WORK TO COMPLETE → Copy the data exactly; pictures stay out of the copy.
** Begin GIVEN MATERIAL **
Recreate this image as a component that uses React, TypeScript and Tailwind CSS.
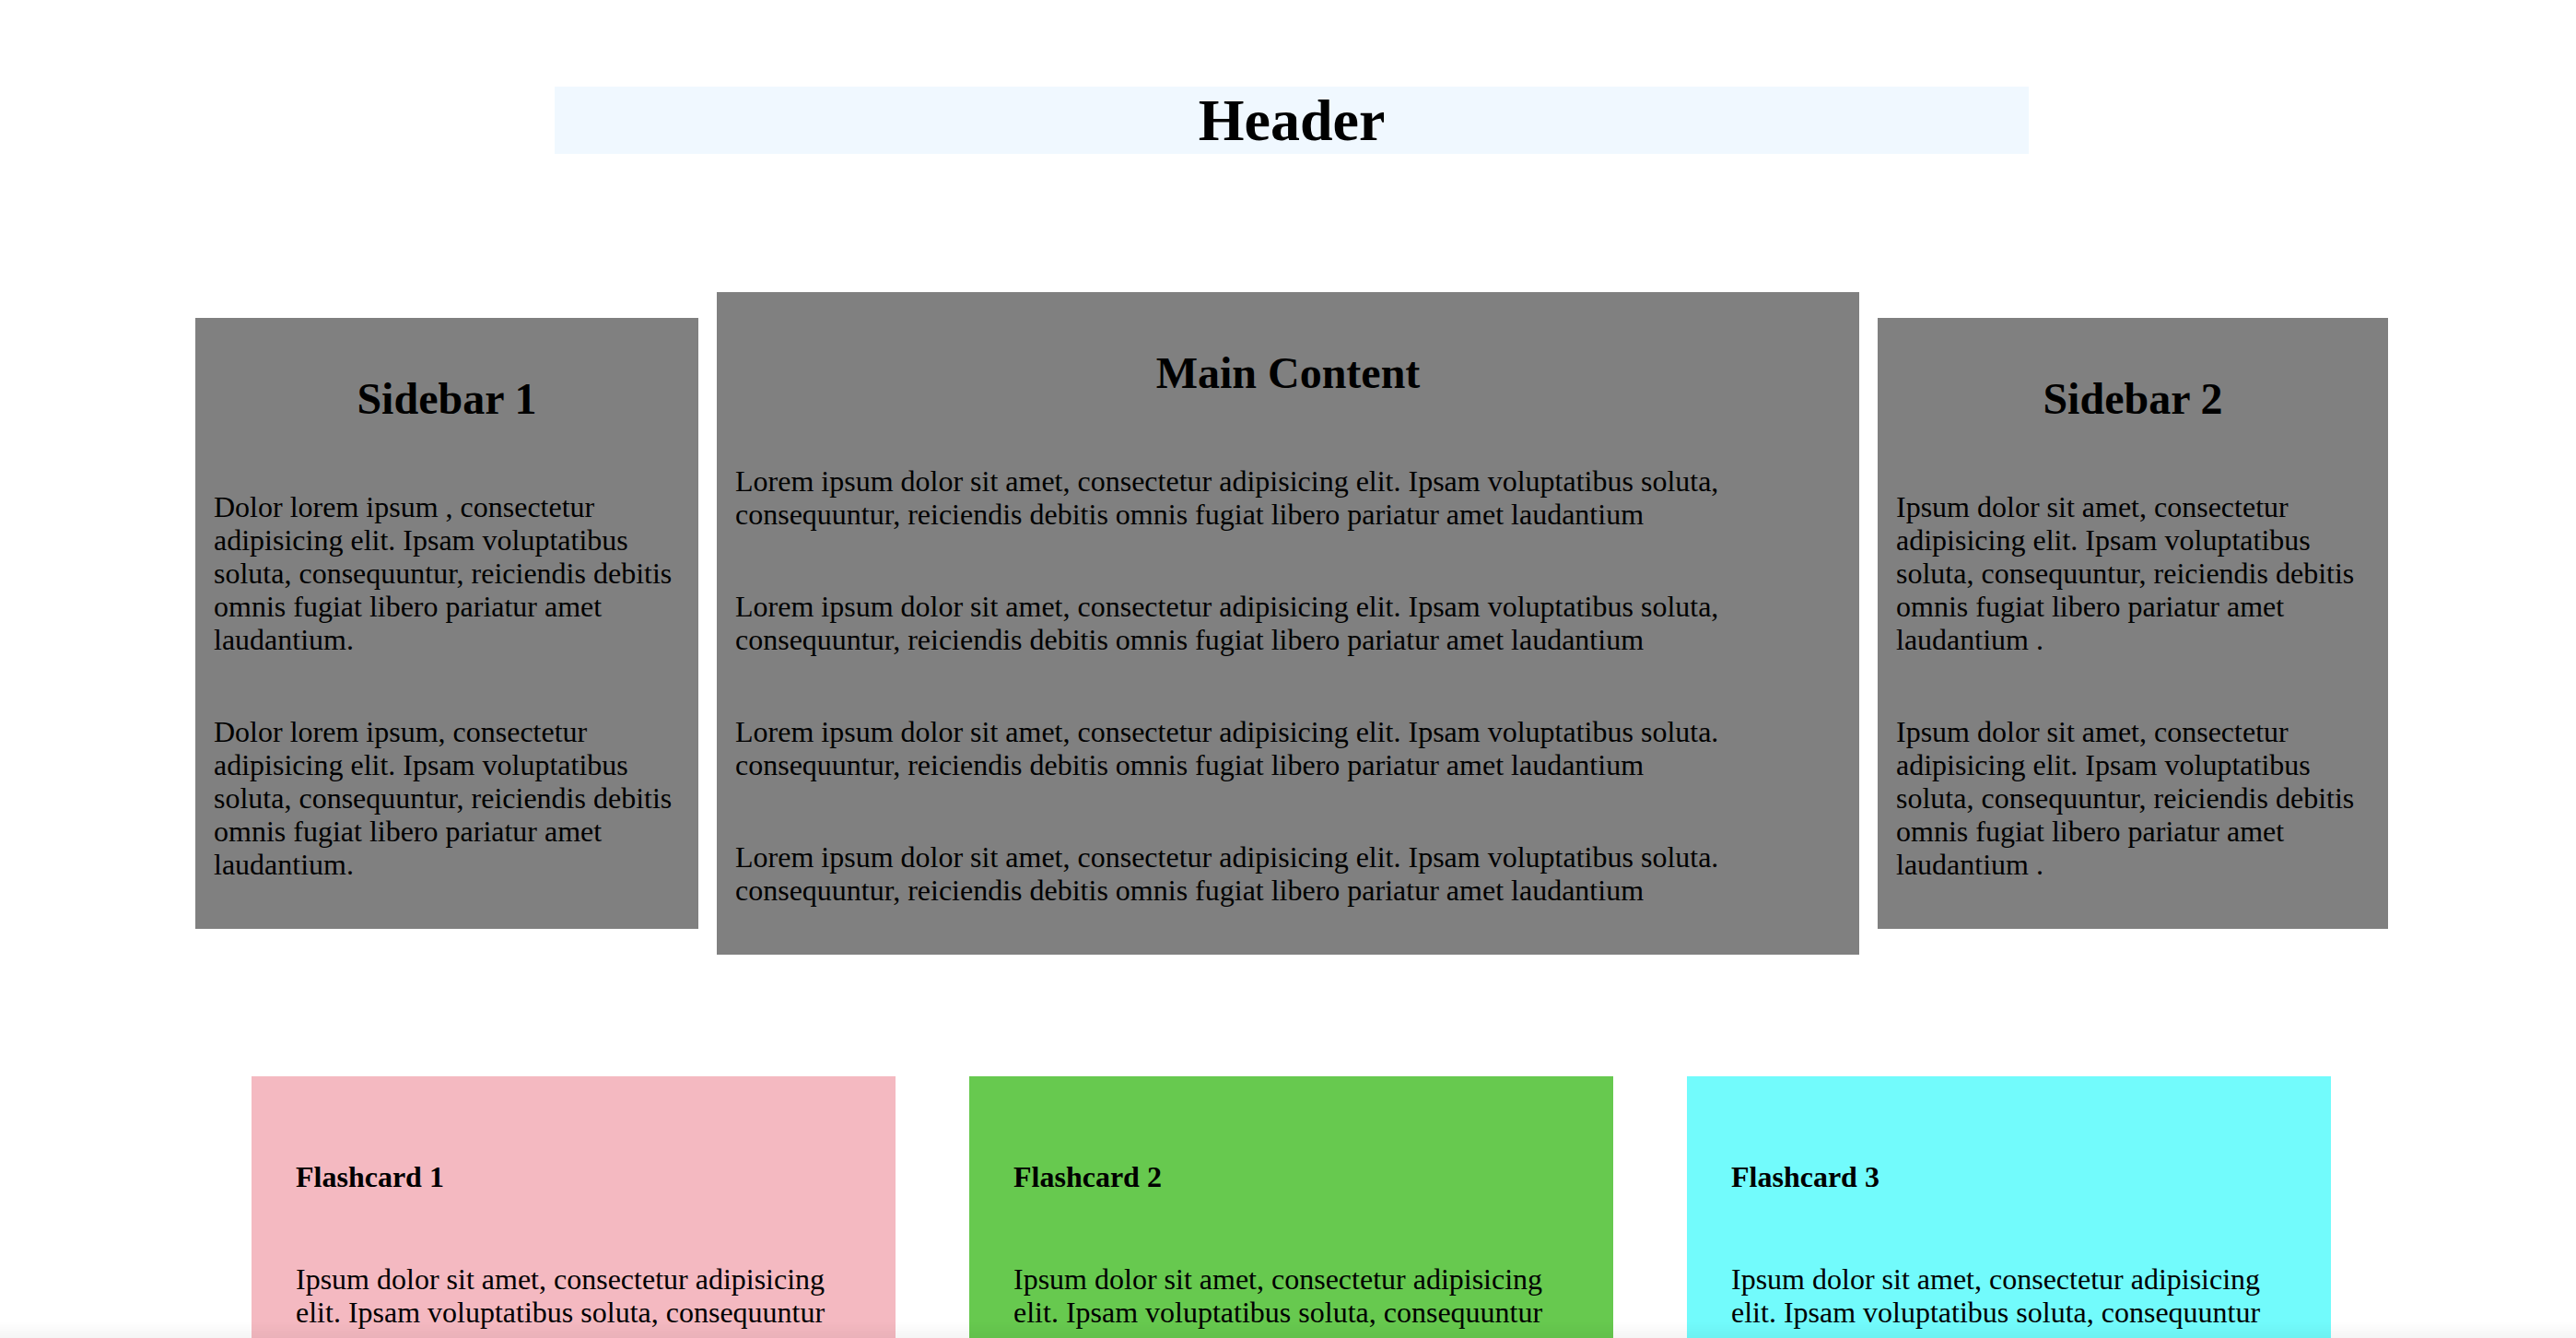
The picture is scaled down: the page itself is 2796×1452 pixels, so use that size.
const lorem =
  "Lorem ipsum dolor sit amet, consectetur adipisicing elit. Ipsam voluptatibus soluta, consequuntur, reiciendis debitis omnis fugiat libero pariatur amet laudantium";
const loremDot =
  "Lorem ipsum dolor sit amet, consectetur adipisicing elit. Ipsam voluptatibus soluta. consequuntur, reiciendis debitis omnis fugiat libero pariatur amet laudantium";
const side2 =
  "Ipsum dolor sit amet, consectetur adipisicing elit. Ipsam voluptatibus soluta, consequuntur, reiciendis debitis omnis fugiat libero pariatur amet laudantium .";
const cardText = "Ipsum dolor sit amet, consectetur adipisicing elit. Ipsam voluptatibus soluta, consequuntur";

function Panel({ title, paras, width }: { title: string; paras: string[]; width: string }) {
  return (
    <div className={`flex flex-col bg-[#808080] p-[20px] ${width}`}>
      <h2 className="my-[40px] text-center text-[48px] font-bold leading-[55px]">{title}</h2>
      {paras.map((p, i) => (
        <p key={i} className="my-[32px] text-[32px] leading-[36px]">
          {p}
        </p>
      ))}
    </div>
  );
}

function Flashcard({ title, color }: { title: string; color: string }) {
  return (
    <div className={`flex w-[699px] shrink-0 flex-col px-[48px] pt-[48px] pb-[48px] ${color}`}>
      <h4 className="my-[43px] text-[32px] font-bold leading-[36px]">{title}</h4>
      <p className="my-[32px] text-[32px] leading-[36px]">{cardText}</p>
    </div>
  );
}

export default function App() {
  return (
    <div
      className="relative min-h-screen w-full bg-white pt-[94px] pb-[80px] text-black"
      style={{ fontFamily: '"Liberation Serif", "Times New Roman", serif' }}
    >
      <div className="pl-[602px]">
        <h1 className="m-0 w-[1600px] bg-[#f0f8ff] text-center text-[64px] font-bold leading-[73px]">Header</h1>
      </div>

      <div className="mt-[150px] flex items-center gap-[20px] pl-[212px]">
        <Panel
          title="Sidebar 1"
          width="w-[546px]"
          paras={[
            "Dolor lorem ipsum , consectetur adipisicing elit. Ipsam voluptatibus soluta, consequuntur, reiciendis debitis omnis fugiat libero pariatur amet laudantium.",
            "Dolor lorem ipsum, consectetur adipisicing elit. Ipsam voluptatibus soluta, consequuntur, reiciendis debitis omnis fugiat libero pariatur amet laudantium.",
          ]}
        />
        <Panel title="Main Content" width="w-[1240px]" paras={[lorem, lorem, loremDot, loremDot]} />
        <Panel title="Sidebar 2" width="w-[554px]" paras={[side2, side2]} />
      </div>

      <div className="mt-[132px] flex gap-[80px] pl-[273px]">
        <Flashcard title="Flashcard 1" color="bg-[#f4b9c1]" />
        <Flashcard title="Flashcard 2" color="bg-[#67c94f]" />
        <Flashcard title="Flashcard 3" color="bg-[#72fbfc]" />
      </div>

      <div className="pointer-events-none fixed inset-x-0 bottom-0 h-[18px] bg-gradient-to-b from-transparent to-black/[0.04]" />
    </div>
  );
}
** End GIVEN MATERIAL **
TASK ANSWER →
Recreate this image as a component that uses React, TypeScript and Tailwind CSS.
The picture is scaled down: the page itself is 2796×1452 pixels, so use that size.
const lorem =
  "Lorem ipsum dolor sit amet, consectetur adipisicing elit. Ipsam voluptatibus soluta, consequuntur, reiciendis debitis omnis fugiat libero pariatur amet laudantium";
const loremDot =
  "Lorem ipsum dolor sit amet, consectetur adipisicing elit. Ipsam voluptatibus soluta. consequuntur, reiciendis debitis omnis fugiat libero pariatur amet laudantium";
const side2 =
  "Ipsum dolor sit amet, consectetur adipisicing elit. Ipsam voluptatibus soluta, consequuntur, reiciendis debitis omnis fugiat libero pariatur amet laudantium .";
const cardText = "Ipsum dolor sit amet, consectetur adipisicing elit. Ipsam voluptatibus soluta, consequuntur";

function Panel({ title, paras, width }: { title: string; paras: string[]; width: string }) {
  return (
    <div className={`flex flex-col bg-[#808080] p-[20px] ${width}`}>
      <h2 className="my-[40px] text-center text-[48px] font-bold leading-[55px]">{title}</h2>
      {paras.map((p, i) => (
        <p key={i} className="my-[32px] text-[32px] leading-[36px]">
          {p}
        </p>
      ))}
    </div>
  );
}

function Flashcard({ title, color }: { title: string; color: string }) {
  return (
    <div className={`flex w-[699px] shrink-0 flex-col px-[48px] pt-[48px] pb-[48px] ${color}`}>
      <h4 className="my-[43px] text-[32px] font-bold leading-[36px]">{title}</h4>
      <p className="my-[32px] text-[32px] leading-[36px]">{cardText}</p>
    </div>
  );
}

export default function App() {
  return (
    <div
      className="relative min-h-screen w-full bg-white pt-[94px] pb-[80px] text-black"
      style={{ fontFamily: '"Liberation Serif", "Times New Roman", serif' }}
    >
      <div className="pl-[602px]">
        <h1 className="m-0 w-[1600px] bg-[#f0f8ff] text-center text-[64px] font-bold leading-[73px]">Header</h1>
      </div>

      <div className="mt-[150px] flex items-center gap-[20px] pl-[212px]">
        <Panel
          title="Sidebar 1"
          width="w-[546px]"
          paras={[
            "Dolor lorem ipsum , consectetur adipisicing elit. Ipsam voluptatibus soluta, consequuntur, reiciendis debitis omnis fugiat libero pariatur amet laudantium.",
            "Dolor lorem ipsum, consectetur adipisicing elit. Ipsam voluptatibus soluta, consequuntur, reiciendis debitis omnis fugiat libero pariatur amet laudantium.",
          ]}
        />
        <Panel title="Main Content" width="w-[1240px]" paras={[lorem, lorem, loremDot, loremDot]} />
        <Panel title="Sidebar 2" width="w-[554px]" paras={[side2, side2]} />
      </div>

      <div className="mt-[132px] flex gap-[80px] pl-[273px]">
        <Flashcard title="Flashcard 1" color="bg-[#f4b9c1]" />
        <Flashcard title="Flashcard 2" color="bg-[#67c94f]" />
        <Flashcard title="Flashcard 3" color="bg-[#72fbfc]" />
      </div>

      <div className="pointer-events-none fixed inset-x-0 bottom-0 h-[18px] bg-gradient-to-b from-transparent to-black/[0.04]" />
    </div>
  );
}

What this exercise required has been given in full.